Cutting taxes for the rich is unfair and doesn't tackle poverty - here's why
Our CEO Danny Sriskandarajah returned from Somalia last week. Here and across that region of East Africa, famine is looming, and already it is estimated that one person is dying of hunger every 48 seconds.
“What’s heartbreaking is the fact that we know how to prevent famine”
But one thought kept haunting Danny as he met families on the brink. In his words: “What’s heartbreaking is the fact that we know how to prevent famine”. On top of the drought and the complications of conflict, there is an element of choice here. Political choices have been taken by those in power that mean that the humanitarian appeal for Somalia is underfunded. So far this financial year, for example, the UK Government has said they will spend less than a fifth of what they rightly put forward in 2017-8 during the region’s last major hunger crisis when major famine was prevented.
We were able to watch one of those political choices live on our television screens the other week as the new UK Chancellor of the Exchequer Kwasi Kwarteng delivered his “mini budget”. We think he made the wrong choices, and we also think there is a real risk that even worse decisions could be on the way that will have far reaching consequences.
The UK has been facing its own, very serious, cost of living crisis all year. Food prices have been rising, and energy bills were predicted to soar. In this context, many called for the new UK Prime Minister to take action to protect households and businesses from this energy price rise, which she rightly did.
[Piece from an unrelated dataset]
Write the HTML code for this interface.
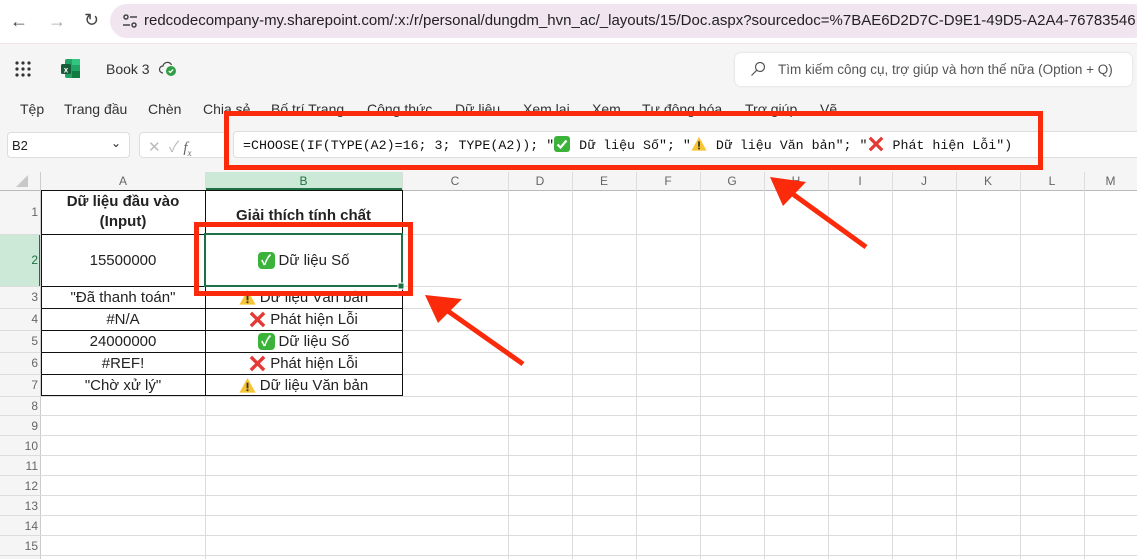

It was estimated by the government that this package of energy price caps would cost about £60bn pounds this year, and maybe be as much as £150bn over the next two years.
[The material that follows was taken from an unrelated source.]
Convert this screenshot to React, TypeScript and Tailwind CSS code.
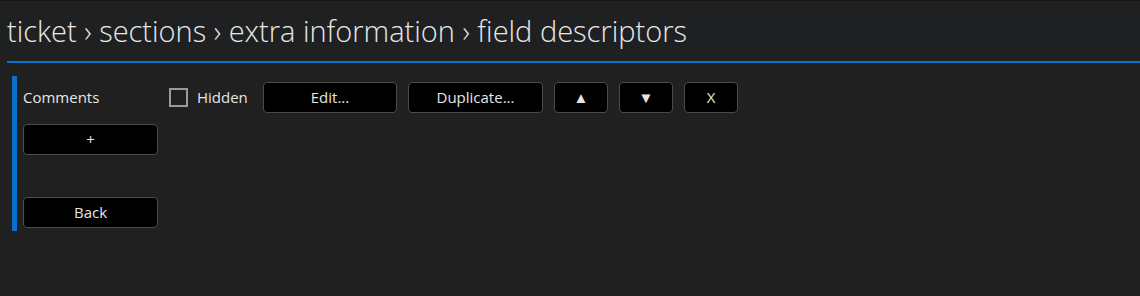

The choice to increase inequality
The choice facing the Chancellor and Prime Minister was therefore how to pay for this. They could borrow it all. Or they could find some money by taxing windfall profits and excess wealth. Instead, they chose to add to the pressure on public finances, by cutting taxes.
When you cut taxes, and especially when you cut the top rate of tax, the effect is to give more benefits to the rich. This is what this budget did. Even the International Monetary Fund took the unusual step of criticising the UK Government, saying that "The nature of the UK measures will likely increase inequality".
Oxfam has more than a decade of research to show that economic inequality is not only unfair, but undermines our ability to fight poverty, emphasises inequalities of race and gender, and contributes to climate change. In short, evidence that the Government made the wrong choice.
The faith in GDP growth
The government would argue that we shouldn’t be concerned about increasing inequality today as, the aim is to stimulate growth tomorrow which would benefit everyone. It is very unclear whether tax cuts really do stimulate growth. But it is also important to understand that growth doesn’t necessarily lead to less poverty.
You can have very uneven growth – based around a few cities or a few industries - and still leave large parts of the country behind. You can also grow your economy and not count the environmental damage you are doing for future generations.
So just hoping for ‘growth’ as a reason for cutting taxes for the richest, doesn’t seem like a good choice either.
The worse choices to come
So now we are left with an eyewatering hole in the public finances, to pay for the energy price cap, but also to pay for tax cuts for wealthy people and companies. Our very real fear is that the government will choose to make this up with spending cuts. There has been talk of reducing the amount spent on benefits. There are signs that climate change will not be a top priority, and we worry that the commitment to spend 3% of the UK’s GDP on defence spending will mean that the aid budget will be further cut.
And so we are back to Somalia, where families face famine. We cannot let these choices, made in Westminster mean that we don’t help people who are on the very brink of survival.
The government is starting to make the right choices - to listen – but they need to go further
Today, after a week of political turmoil, the Chancellor did make the welcome announcement that they would not be going ahead with getting rid of the 45p rate of tax. This does make a difference because that would have vastly contributed to inequality. But, by some estimates, that still leaves the government needing to find £43 billion in the next few years to fund the rest of the tax cuts. The risk of cuts to public spending, welfare and aid remains.
We need to speak out and take action.